«Et, comme l’honorable marin dont vous avez pris le nom, dit-il en changeant de conversation, vous passez votre vie à voyager?
– Oui; c’est un vœu que j’ai fait dans un temps où je ne pensais guère pouvoir l’accomplir, dit l’inconnu en souriant. J’en ai fait quelques-uns comme cela, et qui, je l’espère, s’accompliront tous à leur tour.»
Quoique Simbad eût prononcé ces mots avec le plus grand sang-froid, ses yeux avaient lancé un regard de férocité étrange.
«Vous avez beaucoup souffert monsieur?» lui dit Franz.
Simbad tressaillit et le regarda fixement.
«À quoi voyez-vous cela? demanda-t-il.
– À tout, reprit Franz: à votre voix, à votre regard, à votre pâleur, et à la vie même que vous menez.

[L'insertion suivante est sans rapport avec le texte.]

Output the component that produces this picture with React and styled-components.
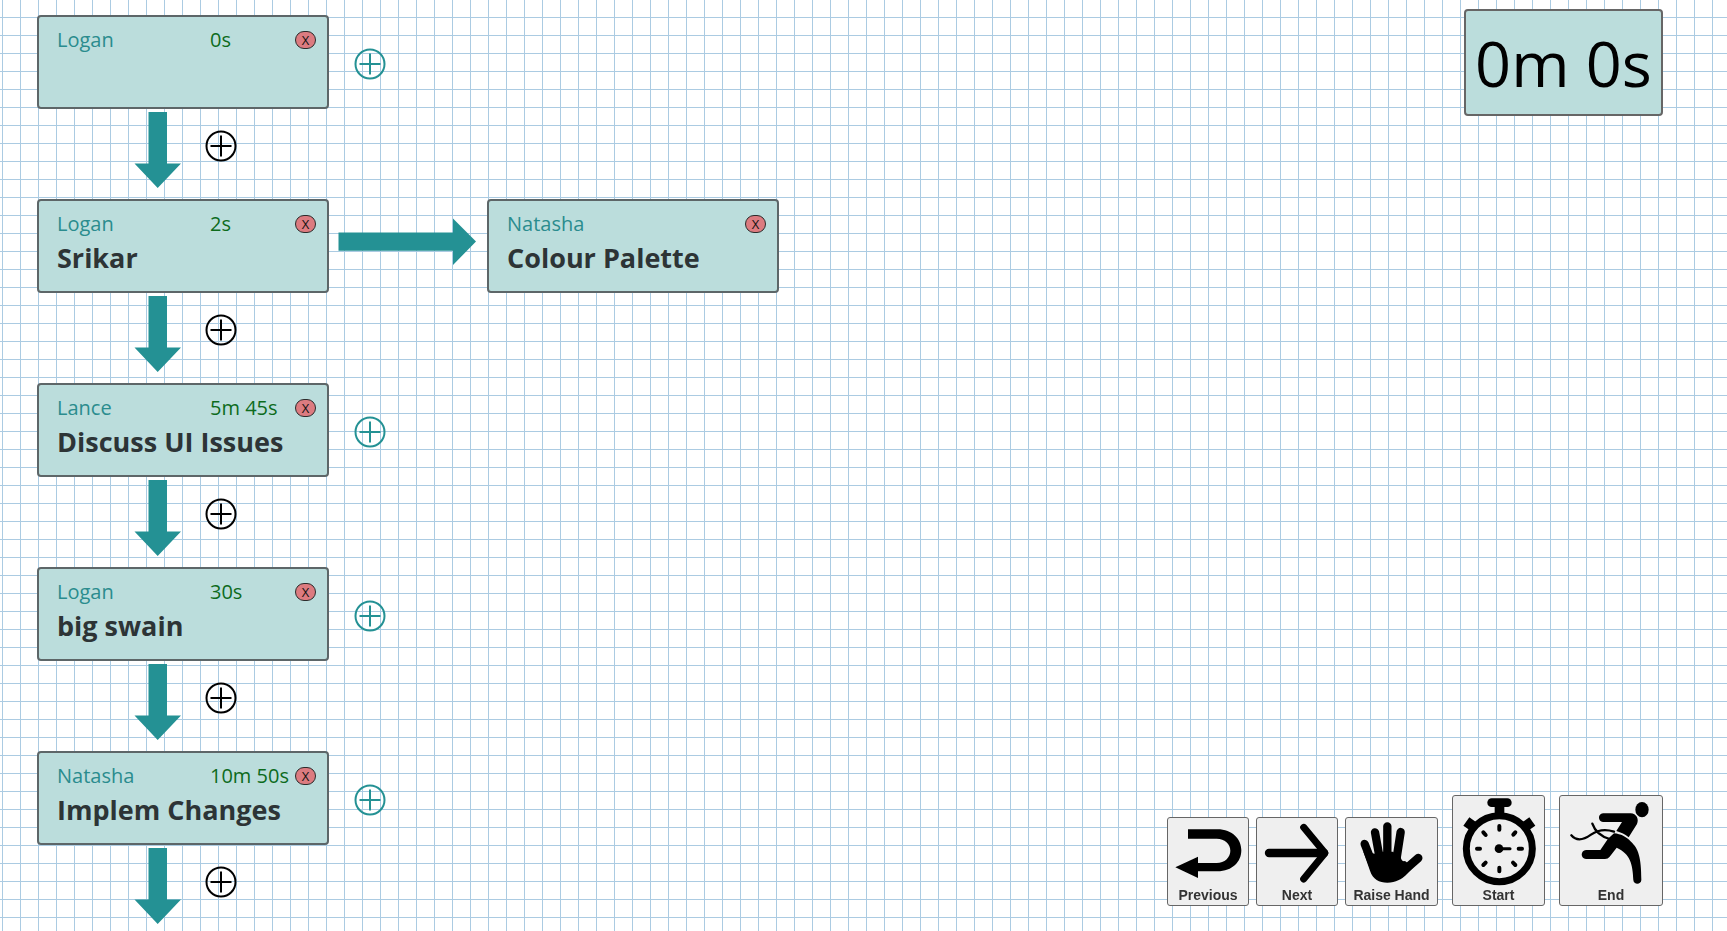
import React from "react";
import styled, { createGlobalStyle } from "styled-components";

const GlobalStyle = createGlobalStyle`
  * { box-sizing: border-box; }
  body {
    margin: 0;
    background-color: #fff;
    background-image:
      linear-gradient(to right, #abcbe2 1px, transparent 1px),
      linear-gradient(to bottom, #abcbe2 1px, transparent 1px);
    background-size: 18px 18px;
    background-position: 2px 17px;
    font-family: "Open Sans", sans-serif;
  }
`;

const Board = styled.main`
  min-height: 100vh;
  padding: 15px 0 0 37px;
`;

const AgendaList = styled.ol`
  list-style: none;
  margin: 0;
  padding: 0;
`;

const AgendaItem = styled.li`
  display: flex;
  flex-direction: column;
`;

const Card = styled.article`
  flex: none;
  width: 292px;
  height: 94px;
  padding: 9px 11px 0 18px;
  border: 2px solid #5d6668;
  border-radius: 4px;
  background: #bbdddc;
`;

const CardHeader = styled.header`
  display: grid;
  grid-template-columns: 153px 1fr auto;
  align-items: center;
  height: 28px;
  font-size: 20px;
  line-height: 28px;
  white-space: nowrap;
`;

const Owner = styled.span`
  color: #2a8c8e;
`;

const Duration = styled.span`
  color: #0d6b1c;
`;

const RemoveButton = styled.button`
  width: 21px;
  height: 18px;
  padding: 0;
  border: 1px solid #2b2b2b;
  border-radius: 9px;
  background: #dc7b80;
  color: #111;
  font-family: inherit;
  font-size: 13px;
  line-height: 16px;
`;

const Title = styled.h2`
  margin: 0;
  color: #2d3436;
  font-size: 27px;
  font-weight: 700;
  line-height: 40px;
  white-space: nowrap;
`;

const AddButton = styled.button`
  display: block;
  width: 32px;
  height: 32px;
  padding: 0;
  border: 0;
  background: none;
  color: ${(p) => (p.$accent ? "#249194" : "#000")};
`;

const BranchArrow = styled.svg`
  flex: none;
  margin: 19px 11px 0 9px;
`;

const CardRow = styled.div`
  display: flex;
  align-items: flex-start;

  ${AddButton} {
    margin: 33px 0 0 25px;
  }
`;

const Connector = styled.div`
  display: flex;
  align-items: flex-start;
  padding: 3px 0 11px 97px;

  ${AgendaItem}:last-child & {
    padding-bottom: 0;
  }

  ${AddButton} {
    margin: 18px 0 0 24px;
  }
`;

const Timer = styled.time`
  position: fixed;
  top: 9px;
  right: 64px;
  display: flex;
  align-items: center;
  justify-content: center;
  width: 199px;
  height: 107px;
  border: 2px solid #666;
  border-radius: 4px;
  background: #bbdddc;
  color: #000;
  font-size: 63px;
  line-height: 88px;
  white-space: nowrap;
`;

const Controls = styled.nav`
  position: fixed;
  right: 64px;
  bottom: 25px;
  display: flex;
  align-items: flex-end;
  gap: 14px;
`;

const ControlGroup = styled.div`
  display: flex;
  gap: 7px;
`;

const ControlButton = styled.button`
  display: flex;
  flex-direction: column;
  align-items: center;
  width: ${(p) => p.$width}px;
  padding: 0 0 2px;
  border: 1px solid #666;
  border-radius: 3px;
  background: #efefef;
  color: #333;
  font-family: "Liberation Sans", Arial, sans-serif;
  font-size: 14px;
  font-weight: 700;
  line-height: 16px;
  white-space: nowrap;

  svg {
    display: block;
    color: #000;
  }
`;

function PlusIcon() {
  return (
    <svg width="32" height="32" viewBox="0 0 32 32" fill="none" stroke="currentColor" strokeWidth="2" aria-hidden="true">
      <circle cx="16" cy="16" r="14.5" />
      <path d="M16 5.5v21M5.5 16h21" />
    </svg>
  );
}

function DownArrow() {
  return (
    <svg width="47" height="76" viewBox="0 0 47 76" fill="#249194" aria-hidden="true">
      <path d="M14.5 0h18.5v51.5h14L23.7 76 .5 51.5h14z" />
    </svg>
  );
}

function RightArrow() {
  return (
    <BranchArrow width="138" height="47" viewBox="0 0 138 47" fill="#249194" aria-hidden="true">
      <path d="M.5 14.5h114.5V.5L138 23.5 115 47V32.7H.5z" />
    </BranchArrow>
  );
}

function PreviousIcon() {
  return (
    <svg width="80" height="69" viewBox="54 114 240 207" fill="currentColor" aria-hidden="true">
      <path d="M114 148H202C248 148 274 178 274 211C274 245 248 274 202 274H144V294L76 262L144 230V249H200C224 249 241 232 241 212C241 192 224 176 200 176H114Z" />
    </svg>
  );
}

function NextIcon() {
  return (
    <svg width="80" height="69" viewBox="325 114 240 207" fill="none" stroke="currentColor" strokeLinecap="round" strokeLinejoin="round" aria-hidden="true">
      <path strokeWidth="25" d="M361 219H526" />
      <path strokeWidth="21" d="M465 142L529 219L465 297" />
    </svg>
  );
}

function HandIcon() {
  return (
    <svg width="91" height="69" viewBox="588 114 273 207" fill="currentColor" stroke="currentColor" strokeLinecap="round" strokeLinejoin="round" aria-hidden="true">
      <path strokeWidth="25" fill="none" d="M644 192L674 268M675 157L690 240M712 139V240M752 156L739 240M805 234L757 276" />
      <path stroke="none" d="M640 215L660 272C668 297 688 308 712 308C738 308 755 297 768 285L790 262L765 243C758 245 753 239 752 230L728 215H698L680 222Z" />
    </svg>
  );
}

function StopwatchIcon() {
  return (
    <svg width="91" height="91" viewBox="73 48 273 273" fill="currentColor" stroke="currentColor" strokeLinecap="round" aria-hidden="true">
      <circle cx="212" cy="206" r="99" fill="none" strokeWidth="21" />
      <path fill="none" strokeWidth="26" d="M189 68H236" />
      <path stroke="none" d="M198 75H227V102H198ZM122 112L146 129L126 152L104 137ZM302 112L278 129L298 152L320 137Z" />
      <path fill="none" strokeWidth="12" d="M212 138V149M212 263V274M145 206H154M270 206H280M164 157L171 165M260 157L254 164M164 255L171 248M260 255L253 248" />
      <circle cx="211" cy="206" r="13" stroke="none" />
      <path strokeWidth="9" d="M211 206H244" />
    </svg>
  );
}

function FinishIcon() {
  return (
    <svg width="102" height="91" viewBox="391 48 306 273" fill="currentColor" aria-hidden="true">
      <ellipse cx="637" cy="89" rx="20" ry="23" />
      <path d="M520 100H603C620 101 629 117 622 132L597 172C587 163 574 157 560 153L577 126H520C504 125 504 101 520 100Z" />
      <path d="M553 160C574 162 589 170 604 185C626 205 635 232 635 300C634 315 612 315 611 300C609 252 602 222 561 203L540 230Q535 237 526 237H469C452 235 452 212 469 210H512L535 176Z" />
      <path fill="none" stroke="currentColor" strokeWidth="7" strokeLinecap="round" d="M425 166C442 186 463 179 484 164C507 148 528 147 553 155M488 131C496 154 511 169 540 177" />
    </svg>
  );
}

const agenda = [
  { owner: "Logan", duration: "0s", title: "" },
  { owner: "Logan", duration: "2s", title: "Srikar", branch: { owner: "Natasha", duration: "", title: "Colour Palette" } },
  { owner: "Lance", duration: "5m 45s", title: "Discuss UI Issues" },
  { owner: "Logan", duration: "30s", title: "big swain" },
  { owner: "Natasha", duration: "10m 50s", title: "Implem Changes" },
];

function AgendaCard({ owner, duration, title }) {
  return (
    <Card>
      <CardHeader>
        <Owner>{owner}</Owner>
        <Duration>{duration}</Duration>
        <RemoveButton type="button">X</RemoveButton>
      </CardHeader>
      {title && <Title>{title}</Title>}
    </Card>
  );
}

export default function App() {
  return (
    <>
      <GlobalStyle />
      <Board>
        <AgendaList>
          {agenda.map((item, index) => (
            <AgendaItem key={index}>
              <CardRow>
                <AgendaCard {...item} />
                {item.branch ? (
                  <>
                    <RightArrow />
                    <AgendaCard {...item.branch} />
                  </>
                ) : (
                  <AddButton type="button" $accent aria-label="Add branch">
                    <PlusIcon />
                  </AddButton>
                )}
              </CardRow>
              <Connector>
                <DownArrow />
                <AddButton type="button" aria-label="Add item below">
                  <PlusIcon />
                </AddButton>
              </Connector>
            </AgendaItem>
          ))}
        </AgendaList>
      </Board>
      <Timer>0m 0s</Timer>
      <Controls aria-label="Meeting controls">
        <ControlGroup>
          <ControlButton type="button" $width={82}>
            <PreviousIcon />
            Previous
          </ControlButton>
          <ControlButton type="button" $width={82}>
            <NextIcon />
            Next
          </ControlButton>
          <ControlButton type="button" $width={93}>
            <HandIcon />
            Raise Hand
          </ControlButton>
        </ControlGroup>
        <ControlButton type="button" $width={93}>
          <StopwatchIcon />
          Start
        </ControlButton>
        <ControlButton type="button" $width={104}>
          <FinishIcon />
          End
        </ControlButton>
      </Controls>
    </>
  );
}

– Moi! je mène la vie la plus heureuse que je connaisse, une véritable vie de pacha; je suis le roi de la création: je me plais dans un endroit, j’y reste; je m’ennuie, je pars; je suis libre comme l’oiseau, j’ai des ailes comme lui; les gens qui m’entourent m’obéissent sur un signe. De temps en temps, je m’amuse à railler la justice humaine en lui enlevant un bandit qu’elle cherche, un criminel qu’elle poursuit. Puis j’ai ma justice à moi, basse et haute, sans sursis et sans appel, qui condamne ou qui absout, et à laquelle personne n’a rien à voir. Ah! si vous aviez goûté de ma vie, vous n’en voudriez plus d’autre, et vous ne rentreriez jamais dans le monde, à moins que vous n’eussiez quelque grand projet à y accomplir.
– Une vengeance! par exemple», dit Franz.
L’inconnu fixa sur le jeune homme un de ces regards qui plongent au plus profond du cœur et de la pensée.
«Et pourquoi une vengeance? demanda-t-il.
– Parce que, reprit Franz, vous m’avez tout l’air d’un homme qui, persécuté par la société, a un compte terrible à régler avec elle.
– Eh bien, fit Simbad en riant de son rire étrange, qui montrait ses dents blanches et aiguës, vous n’y êtes pas; tel que vous me voyez, je suis une espèce de philanthrope, et peut-être un jour irai-je à Paris pour faire concurrence à M. Appert et à l’homme au Petit Manteau Bleu.
– Et ce sera la première fois que vous ferez ce voyage?
– Oh! mon Dieu, oui. J’ai l’air d’être bien peu curieux, n’est-ce pas? mais je vous assure qu’il n’y a pas de ma faute si j’ai tant tardé, cela viendra un jour ou l’autre!
– Et comptez-vous faire bientôt ce voyage?
– Je ne sais encore, il dépend de circonstances soumises à des combinaisons incertaines.
– Je voudrais y être à l’époque où vous y viendrez, je tâcherais de vous rendre, en tant qu’il serait en mon pouvoir, l’hospitalité que vous me donnez si largement à Monte-Cristo.
– J’accepterais votre offre avec un grand plaisir, reprit l’hôte; mais malheureusement, si j’y vais, ce sera peut-être incognito.»
Cependant, le souper s’avançait et paraissait avoir été servi à la seule intention de Franz, car à peine si l’inconnu avait touché du bout des dents à un ou deux plats du splendide festin qu’il lui avait offert, et auquel son convive inattendu avait fait si largement honneur.
Enfin, Ali apporta le dessert, ou plutôt prit les corbeilles des mains des statues et les posa sur la table.
Entre les deux corbeilles, il plaça une petite coupe de vermeil fermée par un couvercle de même métal.
Le respect avec lequel Ali avait apporté cette coupe piqua la curiosité de Franz. Il leva le couvercle et vit une espèce de pâte verdâtre qui ressemblait à des confitures d’angélique, mais qui lui était parfaitement inconnue.
Il replaça le couvercle, aussi ignorant de ce que la coupe contenait après avoir remis le couvercle qu’avant de l’avoir levé, et, en reportant les yeux sur son hôte, il le vit sourire de son désappointement.
«Vous ne pouvez pas deviner, lui dit celui-ci, quelle espèce de comestible contient ce petit vase, et cela vous intrigue, n’est-ce pas?
– Je l’avoue.
– Eh bien, cette sorte de confiture verte n’est ni plus ni moins que l’ambroisie qu’Hébé servait à la table de Jupiter.
– Mais cette ambroisie, dit Franz, a sans doute, en passant par la main des hommes, perdu son nom céleste pour prendre un nom humain; en langue vulgaire, comment cet ingrédient, pour lequel, au reste, je ne me sens pas une grande sympathie, s’appelle-t-il?